REQUIRED WORK:
Nothing after the line with "bg-[#ece9d8] border border-[#6f8fc2]" belongs in the copy; extract the lines below from the top through that line, pictures left out.

........

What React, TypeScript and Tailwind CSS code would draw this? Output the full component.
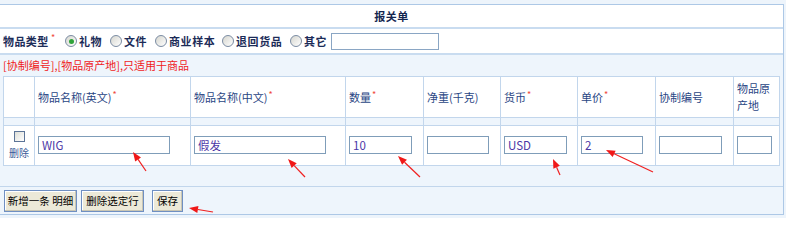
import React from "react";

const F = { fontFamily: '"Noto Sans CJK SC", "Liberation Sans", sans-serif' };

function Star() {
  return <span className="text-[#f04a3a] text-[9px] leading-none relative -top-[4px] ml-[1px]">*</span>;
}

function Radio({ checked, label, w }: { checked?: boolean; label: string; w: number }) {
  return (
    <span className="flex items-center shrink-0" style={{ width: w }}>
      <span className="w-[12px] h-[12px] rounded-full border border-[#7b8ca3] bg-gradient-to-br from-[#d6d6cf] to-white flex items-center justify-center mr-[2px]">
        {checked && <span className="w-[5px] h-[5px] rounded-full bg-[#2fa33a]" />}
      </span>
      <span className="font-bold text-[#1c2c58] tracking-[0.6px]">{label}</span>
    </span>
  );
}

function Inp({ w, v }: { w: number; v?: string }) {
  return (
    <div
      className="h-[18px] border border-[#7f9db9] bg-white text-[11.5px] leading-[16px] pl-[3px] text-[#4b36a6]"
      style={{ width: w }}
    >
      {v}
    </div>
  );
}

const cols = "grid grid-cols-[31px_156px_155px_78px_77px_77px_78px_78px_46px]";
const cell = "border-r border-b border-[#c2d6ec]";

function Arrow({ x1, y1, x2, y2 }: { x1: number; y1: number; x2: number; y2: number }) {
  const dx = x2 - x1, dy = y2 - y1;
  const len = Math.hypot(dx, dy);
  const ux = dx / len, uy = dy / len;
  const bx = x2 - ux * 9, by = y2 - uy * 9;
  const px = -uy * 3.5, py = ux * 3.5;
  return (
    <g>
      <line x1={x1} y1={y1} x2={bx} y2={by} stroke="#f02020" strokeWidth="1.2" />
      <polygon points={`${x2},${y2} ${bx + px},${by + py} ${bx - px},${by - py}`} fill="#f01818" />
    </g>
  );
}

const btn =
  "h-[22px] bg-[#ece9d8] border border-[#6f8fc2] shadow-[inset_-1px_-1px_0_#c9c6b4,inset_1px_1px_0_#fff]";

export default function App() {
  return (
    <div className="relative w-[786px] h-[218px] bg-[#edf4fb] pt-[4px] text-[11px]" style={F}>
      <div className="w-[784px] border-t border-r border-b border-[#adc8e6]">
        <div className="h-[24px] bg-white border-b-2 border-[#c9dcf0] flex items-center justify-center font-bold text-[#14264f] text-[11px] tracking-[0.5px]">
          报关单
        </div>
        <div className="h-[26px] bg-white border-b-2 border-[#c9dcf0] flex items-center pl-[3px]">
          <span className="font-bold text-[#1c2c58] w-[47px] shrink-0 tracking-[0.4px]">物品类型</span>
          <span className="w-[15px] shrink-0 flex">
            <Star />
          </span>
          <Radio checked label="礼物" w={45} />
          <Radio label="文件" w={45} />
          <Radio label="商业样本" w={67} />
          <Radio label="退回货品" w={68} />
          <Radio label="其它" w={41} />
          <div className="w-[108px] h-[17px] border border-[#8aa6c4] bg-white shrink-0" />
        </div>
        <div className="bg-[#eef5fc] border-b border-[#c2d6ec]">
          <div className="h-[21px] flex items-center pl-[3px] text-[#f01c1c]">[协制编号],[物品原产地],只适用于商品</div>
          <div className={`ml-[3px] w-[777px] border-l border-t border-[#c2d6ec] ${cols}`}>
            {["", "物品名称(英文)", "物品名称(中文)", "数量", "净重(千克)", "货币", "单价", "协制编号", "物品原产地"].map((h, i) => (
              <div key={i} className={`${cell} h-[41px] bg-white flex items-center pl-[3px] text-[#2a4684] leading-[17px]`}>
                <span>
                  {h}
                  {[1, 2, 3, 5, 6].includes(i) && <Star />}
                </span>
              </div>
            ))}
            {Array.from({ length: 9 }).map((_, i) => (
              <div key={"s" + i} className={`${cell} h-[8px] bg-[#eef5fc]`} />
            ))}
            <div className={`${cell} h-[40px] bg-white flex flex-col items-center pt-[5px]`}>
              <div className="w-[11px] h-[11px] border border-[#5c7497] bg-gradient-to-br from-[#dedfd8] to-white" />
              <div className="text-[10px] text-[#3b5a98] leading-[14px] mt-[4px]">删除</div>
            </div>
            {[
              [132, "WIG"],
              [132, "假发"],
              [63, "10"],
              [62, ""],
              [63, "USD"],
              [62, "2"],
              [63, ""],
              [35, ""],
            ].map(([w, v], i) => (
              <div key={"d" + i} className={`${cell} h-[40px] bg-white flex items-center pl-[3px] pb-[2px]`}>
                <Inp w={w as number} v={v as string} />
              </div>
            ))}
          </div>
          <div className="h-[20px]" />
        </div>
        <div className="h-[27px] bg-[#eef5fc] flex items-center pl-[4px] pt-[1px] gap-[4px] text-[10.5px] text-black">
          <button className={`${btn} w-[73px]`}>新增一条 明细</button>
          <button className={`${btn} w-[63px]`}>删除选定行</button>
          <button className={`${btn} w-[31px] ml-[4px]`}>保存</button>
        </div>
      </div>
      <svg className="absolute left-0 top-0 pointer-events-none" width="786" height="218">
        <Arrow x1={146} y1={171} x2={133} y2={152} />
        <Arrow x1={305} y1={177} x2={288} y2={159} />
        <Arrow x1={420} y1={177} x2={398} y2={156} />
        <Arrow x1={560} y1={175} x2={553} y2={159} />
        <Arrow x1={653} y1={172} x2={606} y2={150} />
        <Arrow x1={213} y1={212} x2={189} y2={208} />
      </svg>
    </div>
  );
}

........

EXERCISE OUTPUT:
What React, TypeScript and Tailwind CSS code would draw this? Output the full component.
import React from "react";

const F = { fontFamily: '"Noto Sans CJK SC", "Liberation Sans", sans-serif' };

function Star() {
  return <span className="text-[#f04a3a] text-[9px] leading-none relative -top-[4px] ml-[1px]">*</span>;
}

function Radio({ checked, label, w }: { checked?: boolean; label: string; w: number }) {
  return (
    <span className="flex items-center shrink-0" style={{ width: w }}>
      <span className="w-[12px] h-[12px] rounded-full border border-[#7b8ca3] bg-gradient-to-br from-[#d6d6cf] to-white flex items-center justify-center mr-[2px]">
        {checked && <span className="w-[5px] h-[5px] rounded-full bg-[#2fa33a]" />}
      </span>
      <span className="font-bold text-[#1c2c58] tracking-[0.6px]">{label}</span>
    </span>
  );
}

function Inp({ w, v }: { w: number; v?: string }) {
  return (
    <div
      className="h-[18px] border border-[#7f9db9] bg-white text-[11.5px] leading-[16px] pl-[3px] text-[#4b36a6]"
      style={{ width: w }}
    >
      {v}
    </div>
  );
}

const cols = "grid grid-cols-[31px_156px_155px_78px_77px_77px_78px_78px_46px]";
const cell = "border-r border-b border-[#c2d6ec]";

function Arrow({ x1, y1, x2, y2 }: { x1: number; y1: number; x2: number; y2: number }) {
  const dx = x2 - x1, dy = y2 - y1;
  const len = Math.hypot(dx, dy);
  const ux = dx / len, uy = dy / len;
  const bx = x2 - ux * 9, by = y2 - uy * 9;
  const px = -uy * 3.5, py = ux * 3.5;
  return (
    <g>
      <line x1={x1} y1={y1} x2={bx} y2={by} stroke="#f02020" strokeWidth="1.2" />
      <polygon points={`${x2},${y2} ${bx + px},${by + py} ${bx - px},${by - py}`} fill="#f01818" />
    </g>
  );
}

const btn =
  "h-[22px] bg-[#ece9d8] border border-[#6f8fc2] shadow-[inset_-1px_-1px_0_#c9c6b4,inset_1px_1px_0_#fff]";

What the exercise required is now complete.